Without the pictures, repeat the listing character for character.

COLLECTED MATERIAL:
★ ★ ★

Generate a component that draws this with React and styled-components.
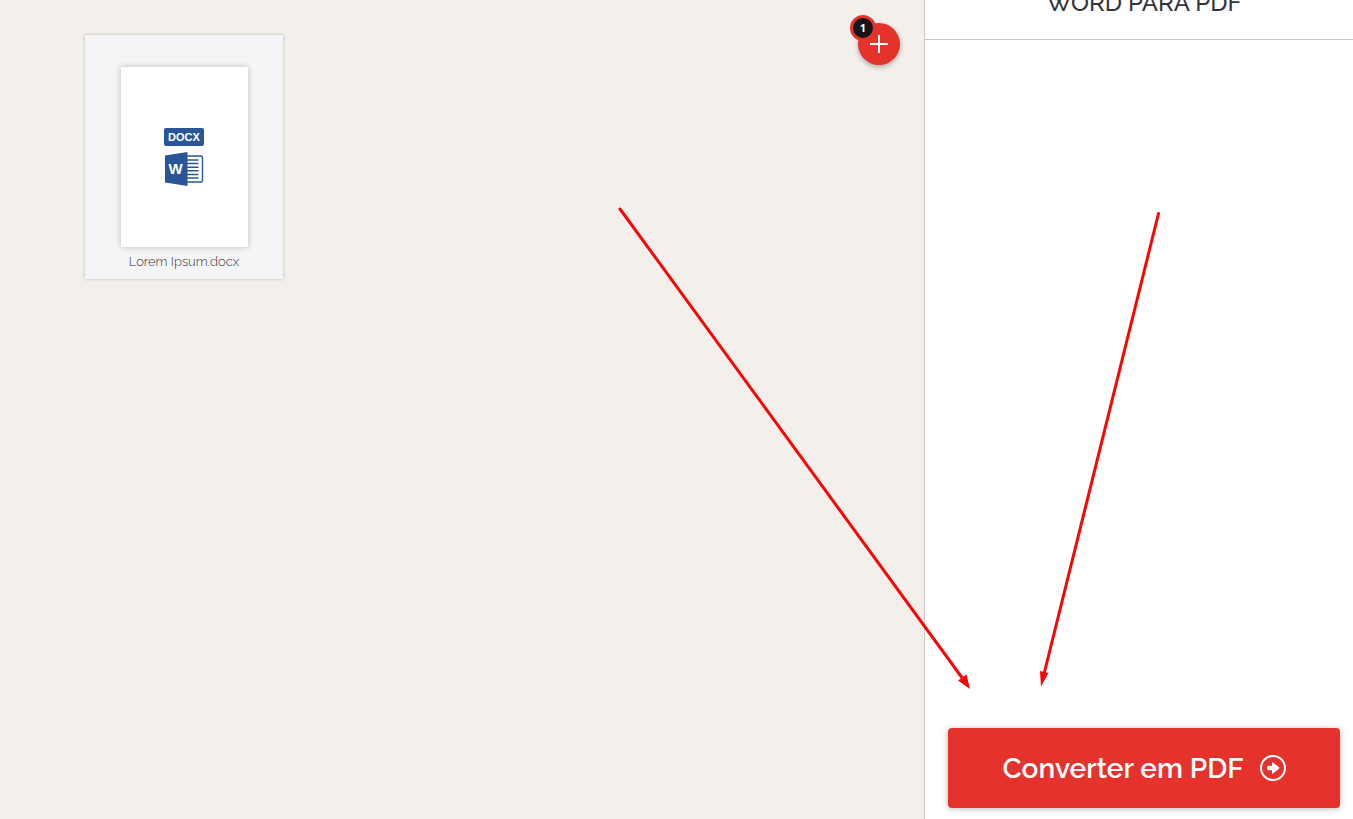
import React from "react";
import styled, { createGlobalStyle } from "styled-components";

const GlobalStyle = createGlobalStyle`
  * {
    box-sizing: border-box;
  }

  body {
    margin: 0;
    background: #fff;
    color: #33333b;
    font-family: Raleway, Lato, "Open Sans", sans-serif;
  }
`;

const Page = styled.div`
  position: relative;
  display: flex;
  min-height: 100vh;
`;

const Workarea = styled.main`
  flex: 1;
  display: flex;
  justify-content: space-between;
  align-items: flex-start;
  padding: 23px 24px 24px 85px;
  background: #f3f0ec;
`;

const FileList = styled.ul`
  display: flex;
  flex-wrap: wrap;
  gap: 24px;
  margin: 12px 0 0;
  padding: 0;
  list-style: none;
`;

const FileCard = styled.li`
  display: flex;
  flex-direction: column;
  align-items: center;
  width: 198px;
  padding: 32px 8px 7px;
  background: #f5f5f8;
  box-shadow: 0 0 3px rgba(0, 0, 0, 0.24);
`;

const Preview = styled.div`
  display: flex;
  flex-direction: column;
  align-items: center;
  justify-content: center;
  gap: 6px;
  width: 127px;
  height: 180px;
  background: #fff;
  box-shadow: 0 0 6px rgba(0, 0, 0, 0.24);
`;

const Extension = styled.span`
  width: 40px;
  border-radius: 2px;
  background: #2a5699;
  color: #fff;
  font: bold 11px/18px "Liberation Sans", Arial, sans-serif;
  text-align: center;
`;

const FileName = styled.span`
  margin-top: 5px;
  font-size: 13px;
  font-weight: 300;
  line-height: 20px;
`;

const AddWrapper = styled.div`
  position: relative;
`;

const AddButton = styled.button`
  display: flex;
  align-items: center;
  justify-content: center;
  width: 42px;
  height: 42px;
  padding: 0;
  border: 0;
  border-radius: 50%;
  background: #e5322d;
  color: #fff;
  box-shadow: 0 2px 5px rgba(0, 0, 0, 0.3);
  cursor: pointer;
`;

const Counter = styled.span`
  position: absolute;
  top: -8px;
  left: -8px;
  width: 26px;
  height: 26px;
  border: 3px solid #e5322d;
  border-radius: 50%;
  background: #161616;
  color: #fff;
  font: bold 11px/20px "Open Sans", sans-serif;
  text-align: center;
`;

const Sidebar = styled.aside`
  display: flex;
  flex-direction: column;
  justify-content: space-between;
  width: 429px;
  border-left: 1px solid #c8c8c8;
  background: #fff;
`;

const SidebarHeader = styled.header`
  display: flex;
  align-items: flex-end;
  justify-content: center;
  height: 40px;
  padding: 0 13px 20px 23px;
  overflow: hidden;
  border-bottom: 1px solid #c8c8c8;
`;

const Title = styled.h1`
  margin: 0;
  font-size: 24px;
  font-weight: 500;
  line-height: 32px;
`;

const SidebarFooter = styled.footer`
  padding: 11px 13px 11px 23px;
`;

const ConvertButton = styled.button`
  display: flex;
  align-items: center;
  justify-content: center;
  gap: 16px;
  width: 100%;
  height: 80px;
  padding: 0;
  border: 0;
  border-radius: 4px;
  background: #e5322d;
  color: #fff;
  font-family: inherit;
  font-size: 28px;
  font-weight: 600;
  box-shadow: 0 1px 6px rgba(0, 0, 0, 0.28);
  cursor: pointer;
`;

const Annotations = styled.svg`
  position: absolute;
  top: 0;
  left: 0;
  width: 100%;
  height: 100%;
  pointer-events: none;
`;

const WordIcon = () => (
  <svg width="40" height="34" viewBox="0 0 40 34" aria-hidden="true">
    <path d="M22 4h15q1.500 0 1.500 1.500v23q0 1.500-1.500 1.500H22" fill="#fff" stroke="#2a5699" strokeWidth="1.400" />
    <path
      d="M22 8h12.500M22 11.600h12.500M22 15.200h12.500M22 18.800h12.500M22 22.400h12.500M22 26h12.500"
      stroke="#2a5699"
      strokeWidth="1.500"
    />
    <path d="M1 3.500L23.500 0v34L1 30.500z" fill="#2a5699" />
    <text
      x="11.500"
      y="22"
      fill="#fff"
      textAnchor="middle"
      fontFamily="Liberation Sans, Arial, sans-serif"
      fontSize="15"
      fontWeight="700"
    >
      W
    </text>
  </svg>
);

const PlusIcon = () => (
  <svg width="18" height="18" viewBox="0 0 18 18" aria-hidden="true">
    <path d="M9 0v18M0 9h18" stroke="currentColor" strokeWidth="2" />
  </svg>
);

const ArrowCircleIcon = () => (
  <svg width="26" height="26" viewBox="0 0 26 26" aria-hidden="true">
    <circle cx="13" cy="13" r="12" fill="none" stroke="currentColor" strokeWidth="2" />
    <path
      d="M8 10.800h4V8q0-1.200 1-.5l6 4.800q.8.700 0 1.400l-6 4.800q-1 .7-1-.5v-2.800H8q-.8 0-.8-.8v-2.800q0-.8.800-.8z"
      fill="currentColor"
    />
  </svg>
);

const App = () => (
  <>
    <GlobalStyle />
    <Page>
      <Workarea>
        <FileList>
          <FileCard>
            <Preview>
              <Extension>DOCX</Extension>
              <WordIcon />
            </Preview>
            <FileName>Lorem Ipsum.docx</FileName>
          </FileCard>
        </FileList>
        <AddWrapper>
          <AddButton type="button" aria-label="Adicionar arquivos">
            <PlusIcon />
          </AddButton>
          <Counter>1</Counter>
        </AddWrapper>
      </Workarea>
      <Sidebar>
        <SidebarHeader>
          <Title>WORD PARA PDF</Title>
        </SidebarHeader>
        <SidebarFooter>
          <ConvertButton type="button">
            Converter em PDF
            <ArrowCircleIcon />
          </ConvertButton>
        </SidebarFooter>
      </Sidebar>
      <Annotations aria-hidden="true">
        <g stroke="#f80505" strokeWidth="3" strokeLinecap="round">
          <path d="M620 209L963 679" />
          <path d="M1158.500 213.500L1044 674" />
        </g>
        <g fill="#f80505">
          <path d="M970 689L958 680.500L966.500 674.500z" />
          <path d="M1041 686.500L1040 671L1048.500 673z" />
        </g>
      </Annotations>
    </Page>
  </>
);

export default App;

★ ★ ★

RESULT FOR THIS TASK:
Generate a component that draws this with React and styled-components.
import React from "react";
import styled, { createGlobalStyle } from "styled-components";

const GlobalStyle = createGlobalStyle`
  * {
    box-sizing: border-box;
  }

  body {
    margin: 0;
    background: #fff;
    color: #33333b;
    font-family: Raleway, Lato, "Open Sans", sans-serif;
  }
`;

const Page = styled.div`
  position: relative;
  display: flex;
  min-height: 100vh;
`;

const Workarea = styled.main`
  flex: 1;
  display: flex;
  justify-content: space-between;
  align-items: flex-start;
  padding: 23px 24px 24px 85px;
  background: #f3f0ec;
`;

const FileList = styled.ul`
  display: flex;
  flex-wrap: wrap;
  gap: 24px;
  margin: 12px 0 0;
  padding: 0;
  list-style: none;
`;

const FileCard = styled.li`
  display: flex;
  flex-direction: column;
  align-items: center;
  width: 198px;
  padding: 32px 8px 7px;
  background: #f5f5f8;
  box-shadow: 0 0 3px rgba(0, 0, 0, 0.24);
`;

const Preview = styled.div`
  display: flex;
  flex-direction: column;
  align-items: center;
  justify-content: center;
  gap: 6px;
  width: 127px;
  height: 180px;
  background: #fff;
  box-shadow: 0 0 6px rgba(0, 0, 0, 0.24);
`;

const Extension = styled.span`
  width: 40px;
  border-radius: 2px;
  background: #2a5699;
  color: #fff;
  font: bold 11px/18px "Liberation Sans", Arial, sans-serif;
  text-align: center;
`;

const FileName = styled.span`
  margin-top: 5px;
  font-size: 13px;
  font-weight: 300;
  line-height: 20px;
`;

const AddWrapper = styled.div`
  position: relative;
`;

const AddButton = styled.button`
  display: flex;
  align-items: center;
  justify-content: center;
  width: 42px;
  height: 42px;
  padding: 0;
  border: 0;
  border-radius: 50%;
  background: #e5322d;
  color: #fff;
  box-shadow: 0 2px 5px rgba(0, 0, 0, 0.3);
  cursor: pointer;
`;

const Counter = styled.span`
  position: absolute;
  top: -8px;
  left: -8px;
  width: 26px;
  height: 26px;
  border: 3px solid #e5322d;
  border-radius: 50%;
  background: #161616;
  color: #fff;
  font: bold 11px/20px "Open Sans", sans-serif;
  text-align: center;
`;

const Sidebar = styled.aside`
  display: flex;
  flex-direction: column;
  justify-content: space-between;
  width: 429px;
  border-left: 1px solid #c8c8c8;
  background: #fff;
`;

const SidebarHeader = styled.header`
  display: flex;
  align-items: flex-end;
  justify-content: center;
  height: 40px;
  padding: 0 13px 20px 23px;
  overflow: hidden;
  border-bottom: 1px solid #c8c8c8;
`;

const Title = styled.h1`
  margin: 0;
  font-size: 24px;
  font-weight: 500;
  line-height: 32px;
`;

const SidebarFooter = styled.footer`
  padding: 11px 13px 11px 23px;
`;

const ConvertButton = styled.button`
  display: flex;
  align-items: center;
  justify-content: center;
  gap: 16px;
  width: 100%;
  height: 80px;
  padding: 0;
  border: 0;
  border-radius: 4px;
  background: #e5322d;
  color: #fff;
  font-family: inherit;
  font-size: 28px;
  font-weight: 600;
  box-shadow: 0 1px 6px rgba(0, 0, 0, 0.28);
  cursor: pointer;
`;

const Annotations = styled.svg`
  position: absolute;
  top: 0;
  left: 0;
  width: 100%;
  height: 100%;
  pointer-events: none;
`;

const WordIcon = () => (
  <svg width="40" height="34" viewBox="0 0 40 34" aria-hidden="true">
    <path d="M22 4h15q1.500 0 1.500 1.500v23q0 1.500-1.500 1.500H22" fill="#fff" stroke="#2a5699" strokeWidth="1.400" />
    <path
      d="M22 8h12.500M22 11.600h12.500M22 15.200h12.500M22 18.800h12.500M22 22.400h12.500M22 26h12.500"
      stroke="#2a5699"
      strokeWidth="1.500"
    />
    <path d="M1 3.500L23.500 0v34L1 30.500z" fill="#2a5699" />
    <text
      x="11.500"
      y="22"
      fill="#fff"
      textAnchor="middle"
      fontFamily="Liberation Sans, Arial, sans-serif"
      fontSize="15"
      fontWeight="700"
    >
      W
    </text>
  </svg>
);

const PlusIcon = () => (
  <svg width="18" height="18" viewBox="0 0 18 18" aria-hidden="true">
    <path d="M9 0v18M0 9h18" stroke="currentColor" strokeWidth="2" />
  </svg>
);

const ArrowCircleIcon = () => (
  <svg width="26" height="26" viewBox="0 0 26 26" aria-hidden="true">
    <circle cx="13" cy="13" r="12" fill="none" stroke="currentColor" strokeWidth="2" />
    <path
      d="M8 10.800h4V8q0-1.200 1-.5l6 4.800q.8.700 0 1.400l-6 4.800q-1 .7-1-.5v-2.800H8q-.8 0-.8-.8v-2.800q0-.8.800-.8z"
      fill="currentColor"
    />
  </svg>
);

const App = () => (
  <>
    <GlobalStyle />
    <Page>
      <Workarea>
        <FileList>
          <FileCard>
            <Preview>
              <Extension>DOCX</Extension>
              <WordIcon />
            </Preview>
            <FileName>Lorem Ipsum.docx</FileName>
          </FileCard>
        </FileList>
        <AddWrapper>
          <AddButton type="button" aria-label="Adicionar arquivos">
            <PlusIcon />
          </AddButton>
          <Counter>1</Counter>
        </AddWrapper>
      </Workarea>
      <Sidebar>
        <SidebarHeader>
          <Title>WORD PARA PDF</Title>
        </SidebarHeader>
        <SidebarFooter>
          <ConvertButton type="button">
            Converter em PDF
            <ArrowCircleIcon />
          </ConvertButton>
        </SidebarFooter>
      </Sidebar>
      <Annotations aria-hidden="true">
        <g stroke="#f80505" strokeWidth="3" strokeLinecap="round">
          <path d="M620 209L963 679" />
          <path d="M1158.500 213.500L1044 674" />
        </g>
        <g fill="#f80505">
          <path d="M970 689L958 680.500L966.500 674.500z" />
          <path d="M1041 686.500L1040 671L1048.500 673z" />
        </g>
      </Annotations>
    </Page>
  </>
);

export default App;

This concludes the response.